→ **To do**: All lines holding the string "React" are to be shown.

--

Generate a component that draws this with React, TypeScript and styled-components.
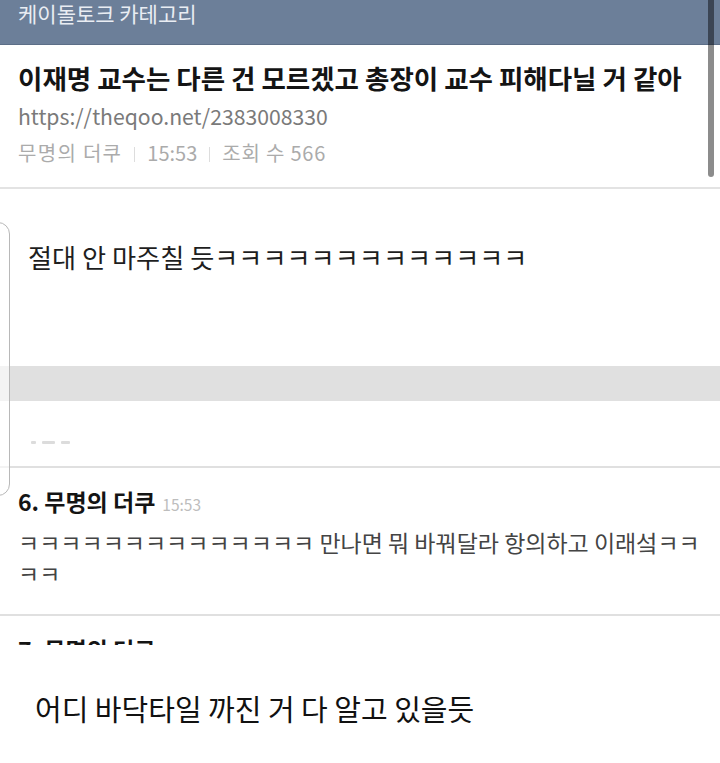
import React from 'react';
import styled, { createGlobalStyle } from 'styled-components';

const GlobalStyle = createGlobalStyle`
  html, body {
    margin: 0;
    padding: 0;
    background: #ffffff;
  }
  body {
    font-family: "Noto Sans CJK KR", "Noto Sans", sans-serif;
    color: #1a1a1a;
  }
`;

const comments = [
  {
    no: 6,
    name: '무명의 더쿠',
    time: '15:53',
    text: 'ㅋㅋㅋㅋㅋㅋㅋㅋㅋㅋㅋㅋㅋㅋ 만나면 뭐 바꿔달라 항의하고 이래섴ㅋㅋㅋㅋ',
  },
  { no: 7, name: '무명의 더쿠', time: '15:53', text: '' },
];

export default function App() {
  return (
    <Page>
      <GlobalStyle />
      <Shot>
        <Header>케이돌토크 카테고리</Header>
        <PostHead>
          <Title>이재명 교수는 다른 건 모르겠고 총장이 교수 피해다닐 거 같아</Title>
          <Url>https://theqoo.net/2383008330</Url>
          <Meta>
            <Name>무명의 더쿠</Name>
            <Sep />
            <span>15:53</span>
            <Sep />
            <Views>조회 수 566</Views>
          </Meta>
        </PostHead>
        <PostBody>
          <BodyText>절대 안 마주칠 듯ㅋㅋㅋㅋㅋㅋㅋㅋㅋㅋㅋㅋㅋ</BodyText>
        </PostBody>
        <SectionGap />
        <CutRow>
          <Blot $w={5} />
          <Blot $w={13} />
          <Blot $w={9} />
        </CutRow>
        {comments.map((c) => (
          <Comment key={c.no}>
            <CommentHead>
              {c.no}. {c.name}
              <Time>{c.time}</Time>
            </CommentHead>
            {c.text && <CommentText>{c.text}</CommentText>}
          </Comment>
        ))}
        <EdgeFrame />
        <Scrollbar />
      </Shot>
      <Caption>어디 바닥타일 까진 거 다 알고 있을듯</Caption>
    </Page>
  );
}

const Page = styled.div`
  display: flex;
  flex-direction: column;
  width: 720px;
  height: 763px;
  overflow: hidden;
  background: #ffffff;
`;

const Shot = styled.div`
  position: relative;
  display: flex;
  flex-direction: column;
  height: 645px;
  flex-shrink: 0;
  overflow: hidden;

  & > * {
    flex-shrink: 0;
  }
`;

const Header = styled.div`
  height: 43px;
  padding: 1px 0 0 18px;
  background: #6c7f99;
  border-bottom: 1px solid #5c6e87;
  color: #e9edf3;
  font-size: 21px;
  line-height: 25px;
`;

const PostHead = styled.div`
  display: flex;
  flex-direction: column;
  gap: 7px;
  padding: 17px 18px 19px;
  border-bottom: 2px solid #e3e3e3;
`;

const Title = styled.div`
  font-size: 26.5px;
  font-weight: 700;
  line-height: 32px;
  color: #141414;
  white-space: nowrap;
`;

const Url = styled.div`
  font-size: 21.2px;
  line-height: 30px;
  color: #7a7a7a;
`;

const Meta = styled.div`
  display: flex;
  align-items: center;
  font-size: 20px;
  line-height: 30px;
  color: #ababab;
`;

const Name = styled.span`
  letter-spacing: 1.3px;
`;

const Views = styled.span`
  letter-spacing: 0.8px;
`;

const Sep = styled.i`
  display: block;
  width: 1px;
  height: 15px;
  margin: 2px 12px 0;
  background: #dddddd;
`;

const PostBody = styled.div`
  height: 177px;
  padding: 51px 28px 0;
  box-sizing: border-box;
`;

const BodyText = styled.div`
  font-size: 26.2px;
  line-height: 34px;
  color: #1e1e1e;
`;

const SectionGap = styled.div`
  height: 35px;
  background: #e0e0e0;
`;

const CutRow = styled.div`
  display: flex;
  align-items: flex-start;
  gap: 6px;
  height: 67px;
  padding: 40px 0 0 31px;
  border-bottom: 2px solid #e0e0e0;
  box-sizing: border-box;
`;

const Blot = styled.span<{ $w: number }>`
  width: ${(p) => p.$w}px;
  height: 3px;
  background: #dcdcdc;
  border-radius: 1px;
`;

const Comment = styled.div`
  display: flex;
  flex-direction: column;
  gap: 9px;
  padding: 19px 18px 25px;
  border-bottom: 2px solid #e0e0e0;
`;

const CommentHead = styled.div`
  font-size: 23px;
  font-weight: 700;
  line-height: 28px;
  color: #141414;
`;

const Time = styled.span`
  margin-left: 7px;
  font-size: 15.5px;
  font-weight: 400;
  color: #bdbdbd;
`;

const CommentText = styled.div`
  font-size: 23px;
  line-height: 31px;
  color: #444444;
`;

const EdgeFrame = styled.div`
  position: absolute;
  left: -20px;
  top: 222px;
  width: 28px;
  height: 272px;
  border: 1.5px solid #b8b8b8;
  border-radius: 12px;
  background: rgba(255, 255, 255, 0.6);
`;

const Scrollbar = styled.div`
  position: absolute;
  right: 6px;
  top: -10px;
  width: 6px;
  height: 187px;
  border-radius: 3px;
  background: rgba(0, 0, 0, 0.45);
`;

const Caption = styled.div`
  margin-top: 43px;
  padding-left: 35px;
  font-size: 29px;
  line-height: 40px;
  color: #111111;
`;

--

→ **Solution to the problem**:
Generate a component that draws this with React, TypeScript and styled-components.
import React from 'react';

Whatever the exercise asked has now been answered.